The play, which featured songs and video exploring Americans’ relationships to the environment, opened in New York in April with a three-week run before going on a national tour that was supposed to attract 75,000 patrons. But it stalled after a single production in Kansas City, falling short of the lofty goals outlined in a grant proposal. It was envisioned as a chance to create ‘an experience that would be part investigative journalism and part inventive theater,’ help the public ‘better appreciate how science studies the Earth’s biosphere’ and increase ‘public awareness, knowledge and engagement with science-related societal issues.

Uh…right. So it was a musical about global warming and such. But it did, apparently have characters:

According to a plot description on the theater company’s website, ‘The Great Immensity’ focuses on a woman named Phyllis as she tries to track down a friend who disappeared while filming an assignment for a nature show on a tropical island. During her search, she also uncovers a devious plot surrounding an international climate summit in Auckland, New Zealand.

The description touts the play as ‘a thrilling and timely production’ with ‘a highly theatrical look into one of the most vital questions of our time: How can we change ourselves and our society in time to solve the enormous environmental challenges that confront us?

Well, of course! How could a musical amounting to a mixture of warmist propaganda and Marxist agitprop possibly fail to thrill and warm the heart? The standing ovations must have gone on forever, but apparently not in Congress:

Rep. Lamar Smith, R-Texas, chairman of the House Science, Space, and Technology Committee, said the dramatic debacle was a waste of public money.

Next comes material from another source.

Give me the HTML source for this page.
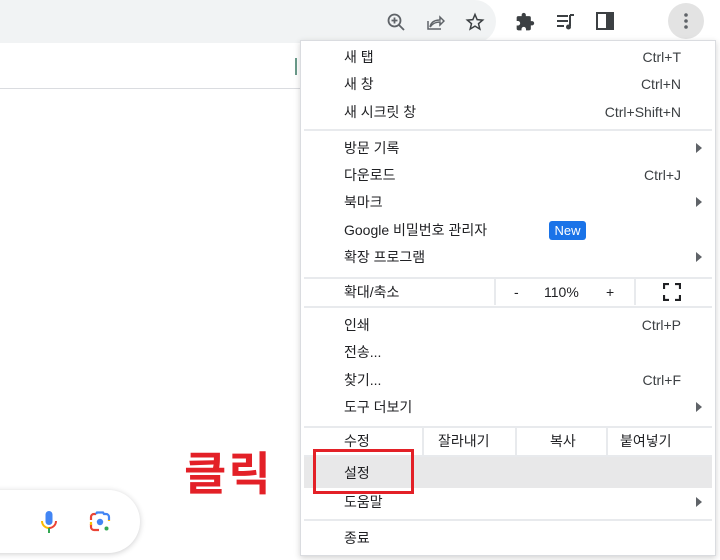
<!DOCTYPE html>
<html><head><meta charset="utf-8"><style>
*{margin:0;padding:0;box-sizing:border-box}
body{width:720px;height:560px;background:#fff;position:relative;overflow:hidden;font-family:"Liberation Sans","Noto Sans CJK KR",sans-serif;color:#202124}
.omni{position:absolute;left:-30px;top:0;width:526px;height:43px;background:#f1f3f4;border-radius:0 22px 22px 0}
.ico{position:absolute}
.menu{position:absolute;left:300px;top:40px;width:416px;height:516px;background:#fff;border:1px solid #dadce0;box-shadow:0 2px 6px rgba(0,0,0,.18)}
.it{position:absolute;left:43px;font-size:14px;line-height:20px;white-space:nowrap}
.sc{position:absolute;right:34px;font-size:14px;line-height:20px;color:#3c4043}
.ar{position:absolute;right:13px;width:0;height:0;border-left:6px solid #5f6368;border-top:5px solid transparent;border-bottom:5px solid transparent}
.sep{position:absolute;left:3px;right:3px;height:2px;background:#e8eaed}
.vs{position:absolute;width:2px;background:#e8eaed}
</style></head><body>
<div class="omni"></div>
<svg class="ico" style="left:386px;top:12px" width="20" height="20" viewBox="0 0 20 20"><circle cx="8.5" cy="8.5" r="6" fill="none" stroke="#5f6368" stroke-width="1.8"/><path d="M13 13l5 5M5.5 8.5h6M8.5 5.5v6" stroke="#5f6368" stroke-width="1.8"/></svg>
<svg class="ico" style="left:425px;top:12px" width="20" height="20" viewBox="0 0 20 20"><path d="M3 9v8h13M5 15c1-5 5-7 10-7V5l4 4-4 4v-3c-4 0-7 1-10 5" fill="none" stroke="#5f6368" stroke-width="1.5"/></svg>
<svg class="ico" style="left:465px;top:12px" width="20" height="20" viewBox="0 0 24 24"><path d="M12 3l2.6 6.2 6.6.5-5 4.3 1.6 6.5L12 17l-5.8 3.5 1.6-6.5-5-4.3 6.6-.5z" fill="none" stroke="#3c4043" stroke-width="1.8"/></svg>
<svg class="ico" style="left:515px;top:12px" width="20" height="20" viewBox="0 0 24 24"><path d="M20.5 11H19V7a2 2 0 0 0-2-2h-4V3.5a2.5 2.5 0 0 0-5 0V5H4a2 2 0 0 0-2 2v3.8h1.5a2.7 2.7 0 0 1 0 5.4H2V20a2 2 0 0 0 2 2h3.8v-1.5a2.7 2.7 0 0 1 5.4 0V22H17a2 2 0 0 0 2-2v-4h1.5a2.5 2.5 0 0 0 0-5z" fill="#3c4043"/></svg>
<svg class="ico" style="left:555px;top:12px" width="20" height="20" viewBox="0 0 20 20"><path d="M2 4h11M2 9h11M2 14h7" stroke="#3c4043" stroke-width="2"/><path d="M15 3v11" stroke="#3c4043" stroke-width="2"/><circle cx="13.5" cy="15" r="2.5" fill="#3c4043"/><path d="M15 3h4" stroke="#3c4043" stroke-width="2"/></svg>
<svg class="ico" style="left:595px;top:11px" width="20" height="20" viewBox="0 0 20 20"><rect x="2" y="2" width="16" height="16" fill="none" stroke="#3c4043" stroke-width="2"/><rect x="11" y="2" width="7" height="16" fill="#3c4043"/></svg>
<div style="position:absolute;left:668px;top:3px;width:36px;height:36px;border-radius:50%;background:#e3e3e3"></div>
<svg class="ico" style="left:676px;top:11px" width="20" height="20" viewBox="0 0 20 20"><circle cx="10" cy="4" r="1.8" fill="#5f6368"/><circle cx="10" cy="10" r="1.8" fill="#5f6368"/><circle cx="10" cy="16" r="1.8" fill="#5f6368"/></svg>
<div style="position:absolute;left:0;top:88px;width:300px;height:1px;background:#dadce0"></div>
<div style="position:absolute;left:295px;top:58px;width:2px;height:17px;background:#6a9a8a"></div>

<div style="position:absolute;left:-40px;top:490px;width:180px;height:63px;background:#fff;border-radius:32px;box-shadow:0 1px 6px rgba(32,33,36,.22)"></div>
<svg class="ico" style="left:38px;top:510px" width="22" height="26" viewBox="0 0 22 26"><rect x="7.5" y="1" width="7" height="14" rx="3.5" fill="#4285f4"/><path d="M4 11a7 7 0 0 0 7 7" fill="none" stroke="#fbbc04" stroke-width="2"/><path d="M18 11a7 7 0 0 1-7 7" fill="none" stroke="#ea4335" stroke-width="2"/><path d="M11 18v5" stroke="#34a853" stroke-width="2"/></svg>
<svg class="ico" style="left:88px;top:510px" width="24" height="24" viewBox="0 0 24 24"><path d="M3 10V7a3 3 0 0 1 3-3h2" fill="none" stroke="#ea4335" stroke-width="2.2"/><path d="M8 4l1-1.5h6L16 4h2a3 3 0 0 1 3 3v3" fill="none" stroke="#4285f4" stroke-width="2.2"/><path d="M21 10v1" stroke="#fbbc04" stroke-width="2.2"/><path d="M3 14v3a3 3 0 0 0 3 3h5" fill="none" stroke="#ea4335" stroke-width="2.2"/><path d="M3 12v3" stroke="#fbbc04" stroke-width="2.2"/><circle cx="12" cy="12" r="3.2" fill="#4285f4"/><circle cx="18.5" cy="18.5" r="2" fill="#34a853"/></svg>

<div style="position:absolute;left:184px;top:446px;font-size:46px;font-weight:bold;color:#e32027;line-height:56px;letter-spacing:2px">클릭</div>

<div class="menu">
<div class="it" style="top:6px">새 탭</div><div class="sc" style="top:6px">Ctrl+T</div>
<div class="it" style="top:33px">새 창</div><div class="sc" style="top:33px">Ctrl+N</div>
<div class="it" style="top:61px">새 시크릿 창</div><div class="sc" style="top:61px">Ctrl+Shift+N</div>
<div class="sep" style="top:88px"></div>
<div class="it" style="top:97px">방문 기록</div><div class="ar" style="top:102px"></div>
<div class="it" style="top:124px">다운로드</div><div class="sc" style="top:124px">Ctrl+J</div>
<div class="it" style="top:151px">북마크</div><div class="ar" style="top:156px"></div>
<div class="it" style="top:179px">Google 비밀번호 관리자</div>
<div style="position:absolute;left:248px;top:180px;width:37px;height:19px;background:#1a73e8;color:#fff;font-size:13px;line-height:19px;text-align:center;border-radius:3px">New</div>
<div class="it" style="top:206px">확장 프로그램</div><div class="ar" style="top:211px"></div>
<div class="sep" style="top:236px"></div>
<div class="it" style="top:241px">확대/축소</div>
<div class="vs" style="left:193px;top:238px;height:26px"></div>
<div class="it" style="left:213px;top:241px">-</div>
<div class="it" style="left:243px;top:241px">110%</div>
<div class="it" style="left:305px;top:241px">+</div>
<div class="vs" style="left:333px;top:238px;height:26px"></div>
<svg class="ico" style="left:362px;top:242px" width="18" height="18" viewBox="0 0 18 18"><path d="M1 6V1h5M12 1h5v5M17 12v5h-5M6 17H1v-5" fill="none" stroke="#202124" stroke-width="2.2"/></svg>
<div class="sep" style="top:265px"></div>
<div class="it" style="top:274px">인쇄</div><div class="sc" style="top:274px">Ctrl+P</div>
<div class="it" style="top:301px">전송...</div>
<div class="it" style="top:329px">찾기...</div><div class="sc" style="top:329px">Ctrl+F</div>
<div class="it" style="top:356px">도구 더보기</div><div class="ar" style="top:361px"></div>
<div class="sep" style="top:385px"></div>
<div class="it" style="top:390px">수정</div>
<div class="vs" style="left:121px;top:387px;height:27px"></div>
<div class="it" style="left:137px;top:390px">잘라내기</div>
<div class="vs" style="left:214px;top:387px;height:27px"></div>
<div class="it" style="left:249px;top:390px">복사</div>
<div class="vs" style="left:305px;top:387px;height:27px"></div>
<div class="it" style="left:319px;top:390px">붙여넣기</div>
<div class="sep" style="top:414px"></div>
<div style="position:absolute;left:3px;right:3px;top:416px;height:31px;background:#e8e8e9"></div>
<div class="it" style="top:422px">설정</div>
<div class="it" style="top:451px">도움말</div><div class="ar" style="top:456px"></div>
<div class="sep" style="top:478px"></div>
<div class="it" style="top:487px">종료</div>
</div>
<div style="position:absolute;left:313px;top:449px;width:101px;height:45px;border:3.5px solid #e32027"></div>
</body></html>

‘There is no doubt that the Great Immensity was a great mistake,’ Smith told FoxNews.com. ‘The NSF used taxpayer dollars to underwrite political advocacy dressed up as a musical. And the project clearly failed to achieve any of its objectives.

The NSF apparently thinks all of the data isn’t in on The Great Immensity. They told Fox:

This particular project just concluded in August and the final report has not yet been submitted to NSF. Final reports are due to NSF within 90 days following expiration of the grant. The final report will contain information about project outcomes, impacts and other data.

Ah! Of course! Project outcomes, impacts and other data. Well, let’s see: its opening played three weeks and it closed at its first venue on the road. Virtually no one saw it, and it was panned by virtually every critic. So, impact on art: essentially zero. Impact on the environment: essentially zero, if we don’t count the carbon produced in putting on the show and putting it on the road. Outcome: major flop. Other data: what?

The universal panning the show received should not be underestimated. Theater critics tend not to be staunch conservatives; for them to turn their backs on the progressive messaging apparently inherent in the play, it must have been truly awful, so awful they found themselves forced to judge it based on its artistic (lack of) merits rather than progressive good intentions, unicorn farts and happy wishes.

Hope and change, fundamental transformation, and your tax dollars at work in the age of Obama, on a not-so immense scale, except in wasting taxpayer dollars.